* [Data lines]:
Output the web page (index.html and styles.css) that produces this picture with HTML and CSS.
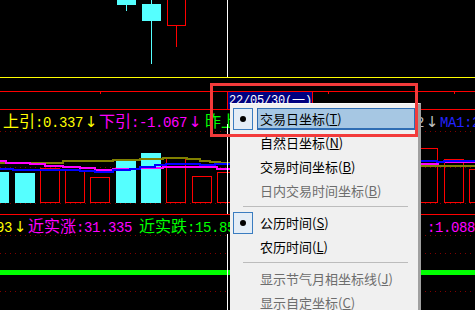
FILE: index.html
```html
<!DOCTYPE html>
<html>
<head>
<meta charset="utf-8">
<link rel="stylesheet" href="styles.css">
</head>
<body>
<div class="screen">
  <svg class="chart" width="475" height="77" viewBox="0 0 475 77">
    <rect x="126" y="5" width="1" height="6" fill="#55ffff"/>
    <rect x="117" y="0" width="19" height="5" fill="#55ffff"/>
    <rect x="151" y="0" width="1" height="64" fill="#55ffff"/>
    <rect x="142" y="4" width="19" height="17" fill="#55ffff"/>
    <rect x="176" y="26" width="1" height="21" fill="#ff0000"/>
    <rect x="167.5" y="-0.5" width="18" height="26" fill="none" stroke="#ff0000"/>
  </svg>
  <div class="yline"></div>
  <div class="blank"></div>
  <div class="dateaxis">
    <div class="datelabel"><span class="dl-n">22/05/30(</span><span class="dl-c">一</span><span class="dl-n">)</span></div>
  </div>

  <div class="pane">
    <div class="info">
      <div class="info-l">
        <span class="seg yel first1">上引<span class="n">:0.337</span><span class="arr">↓</span></span>
        <span class="seg mag">下引<span class="n">:-1.067</span><span class="arr">↓</span></span>
        <span class="seg grn sp2">昨上</span>
      </div>
      <div class="info-r r1">
        <span class="seg gry"><span class="n">2</span><span class="arr">↓</span></span>
        <span class="seg blu"><span class="n">MA1:2</span></span>
      </div>
    </div>
    <svg class="chart" width="475" height="83" viewBox="0 0 475 83">
      <g stroke="#800000" stroke-dasharray="1 4">
        <line x1="0" y1="0.5" x2="475" y2="0.5"/>
        <line x1="0" y1="36.5" x2="475" y2="36.5"/>
        <line x1="0" y1="72.5" x2="475" y2="72.5"/>
      </g>
      <g fill="#55ffff">
        <rect x="0" y="41" width="9" height="31"/>
        <rect x="15" y="42" width="20" height="30"/>
        <rect x="116" y="28" width="20" height="44"/>
        <rect x="141" y="22" width="20" height="50"/>
      </g>
      <g fill="none" stroke="#ff0000">
        <rect x="40.5" y="37.5" width="19" height="34"/>
        <rect x="65.5" y="39.5" width="19" height="32"/>
        <rect x="90.5" y="46.5" width="19" height="25"/>
        <rect x="166.5" y="27.5" width="19" height="44"/>
        <rect x="192.5" y="45.5" width="19" height="26"/>
        <rect x="217.5" y="41.5" width="19" height="30"/>
        <rect x="418.5" y="17.5" width="19" height="54"/>
        <rect x="444.5" y="28.5" width="19" height="43"/>
        <rect x="469.5" y="38.5" width="19" height="33"/>
      </g>
      <rect x="183" y="26" width="3" height="2" fill="#ff0000"/>
      <g fill="none" stroke-width="2">
        <path stroke="#808000" d="M0 32 H63 V30 H113 V29 H140 V28 H163 V27 H187 V28 H200 V30 H210 V31 H220 V32 H240 V34 H420 V35 H475"/>
        <path stroke="#ff00ff" d="M0 30 H6 V32 H30 V33 H45 V35 H63 V36 H80 V37 H95 V39 H113 V38 H140 V37 H163 V36 H217 V38 H240 V36 H420 V33 H438 V31 H475"/>
        <path stroke="#0000ff" d="M0 38 H13 V39 H80 V40 H95 V41 H113 V39 H130 V38 H140 V36 H155 V34 H166 V33 H185 V33 H200 V34 H215 V33 H240 V32 H420 V30 H437 V31 H444 V30 H475"/>
      </g>
    </svg>
  </div>

  <div class="pane top-red">
    <div class="info">
      <div class="info-l">
        <span class="seg yel first2"><span class="n">93</span><span class="arr">↓</span></span>
        <span class="seg mag">近实涨<span class="n">:31.335</span></span>
        <span class="seg grn sp7">近实跌<span class="n">:15.85</span></span>
      </div>
      <div class="info-r r2">
        <span class="seg mag"><span class="n">:1.088</span></span>
      </div>
    </div>
    <svg class="chart" width="475" height="75" viewBox="0 0 475 75">
      <g stroke="#800000" stroke-dasharray="1 4">
        <line x1="0" y1="0.5" x2="475" y2="0.5"/>
        <line x1="0" y1="18.5" x2="475" y2="18.5"/>
        <line x1="0" y1="56.5" x2="475" y2="56.5"/>
      </g>
      <rect x="0" y="35" width="475" height="5" fill="#00ff00"/>
    </svg>
  </div>

  <div class="vline v1"></div>
  <div class="vline v2"></div>
  <div class="vline v3"></div>

  <div class="menu">
    <div class="item">
      <span class="chk on"><span class="dot"></span></span>
      <span class="lbl hl">交易日坐标(<u>T</u>)</span>
    </div>
    <div class="item">
      <span class="chk"></span>
      <span class="lbl">自然日坐标(<u>N</u>)</span>
    </div>
    <div class="item">
      <span class="chk"></span>
      <span class="lbl">交易时间坐标(<u>B</u>)</span>
    </div>
    <div class="item dis">
      <span class="chk"></span>
      <span class="lbl">日内交易时间坐标(<u>B</u>)</span>
    </div>
    <div class="sep"></div>
    <div class="item">
      <span class="chk on"><span class="dot"></span></span>
      <span class="lbl">公历时间(<u>S</u>)</span>
    </div>
    <div class="item">
      <span class="chk"></span>
      <span class="lbl">农历时间(<u>L</u>)</span>
    </div>
    <div class="sep"></div>
    <div class="item dis">
      <span class="chk"></span>
      <span class="lbl">显示节气月相坐标线(<u>J</u>)</span>
    </div>
    <div class="item dis">
      <span class="chk"></span>
      <span class="lbl">显示自定坐标(<u>C</u>)</span>
    </div>
  </div>

  <div class="mark"></div>
</div>
</body>
</html>
```

FILE: styles.css
```css
html, body {
  margin: 0;
  padding: 0;
  background: #000;
}

.screen {
  position: relative;
  width: 475px;
  height: 310px;
  overflow: hidden;
  background: #000;
}

.chart {
  display: block;
}

.yline {
  height: 1px;
  background: #ffff00;
}

.blank {
  height: 13px;
}

.dateaxis {
  height: 17px;
  border-top: 1px solid #ff0000;
  border-bottom: 1px solid #ff0000;
  background-image:
    linear-gradient(#ff0000, #ff0000),
    linear-gradient(#ff0000, #ff0000),
    linear-gradient(#ff0000, #ff0000);
  background-size: 1px 2px;
  background-repeat: no-repeat;
  background-position: 100px 0, 328px 0, 454px 0;
}

.datelabel {
  margin-left: 227px;
  width: 83px;
  height: 17px;
  padding-left: 1px;
  border-left: 1px solid #ff0000;
  border-right: 1px solid #ff0000;
  background: #000080;
  color: #ffffff;
  line-height: 14px;
  white-space: nowrap;
}

.dl-n {
  font-family: "Liberation Mono", monospace;
  font-size: 12px;
  letter-spacing: -0.2px;
}

.dl-c {
  font-family: "Noto Sans CJK SC", sans-serif;
  font-size: 13px;
}

.top-red {
  border-top: 1px solid #ff0000;
}

.info {
  display: flex;
  height: 21px;
  white-space: nowrap;
  font-family: "Noto Sans CJK SC", sans-serif;
  font-size: 16px;
  line-height: 21px;
}

.top-red .info {
  height: 20px;
  line-height: 20px;
}

.info-l {
  display: flex;
  flex: 1 1 auto;
  min-width: 0;
}

.info-r {
  display: flex;
  flex: none;
}

.r1 {
  width: 59px;
}

.r2 {
  width: 48px;
}

.seg {
  display: block;
  flex: none;
}

.first1 {
  margin-left: 3px;
}

.first2 {
  margin-left: -4px;
}

.sp2 {
  margin-left: 2px;
}

.sp7 {
  margin-left: 7px;
}

.n {
  font-family: "Liberation Mono", monospace;
  font-size: 14px;
  letter-spacing: -0.4px;
}

.arr {
  display: inline-block;
  width: 16px;
  text-align: center;
  font-family: "DejaVu Sans", sans-serif;
  font-size: 15px;
}

.yel { color: #ffff00; }
.mag { color: #ff00ff; }
.grn { color: #00ff00; }
.gry { color: #c0c0c0; }
.blu { color: #2222ff; }

.vline {
  position: absolute;
  left: 227px;
  width: 1px;
  background: #ffffff;
}

.v1 { top: 0; height: 77px; }
.v2 { top: 124px; height: 90px; }
.v3 { top: 234px; height: 76px; }

.menu {
  position: absolute;
  left: 230px;
  top: 103px;
  width: 188px;
  height: 220px;
  padding-top: 3px;
  background: #f0f0f0;
  border-top: 1px solid #fbfbfb;
  border-right: 3px solid #a0a0a0;
  font-family: "Noto Sans CJK SC", sans-serif;
  font-size: 13px;
  color: #000;
}

.item {
  display: flex;
  align-items: center;
  height: 24px;
}

.chk {
  flex: none;
  width: 20px;
  height: 22px;
  margin-left: 3px;
  box-sizing: border-box;
  display: flex;
  align-items: center;
  justify-content: center;
}

.chk.on {
  border: 1px solid #3a7cc0;
  background: #e4edf6;
}

.dot {
  width: 6px;
  height: 6px;
  border-radius: 50%;
  background: #000;
}

.lbl {
  flex: none;
  width: 158px;
  height: 22px;
  margin-left: 4px;
  padding-left: 3px;
  box-sizing: border-box;
  line-height: 22px;
  white-space: nowrap;
}

.lbl.hl {
  background: #a6c7e3;
  border: 1px solid #2f6db3;
  border-bottom-width: 2px;
  padding-left: 2px;
  line-height: 19px;
}

.dis {
  color: #6d6d6d;
}

.sep {
  height: 1px;
  margin: 3px 10px 4px 13px;
  background: #bcbcbc;
}

.mark {
  position: absolute;
  left: 210px;
  top: 83px;
  width: 208px;
  height: 54px;
  box-sizing: border-box;
  border: 3px solid #f33b3b;
}
```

* [Problem description]: Copy out all lines above that include the string "index".

* [Output of the exercise]:
Output the web page (index.html and styles.css) that produces this picture with HTML and CSS.
FILE: index.html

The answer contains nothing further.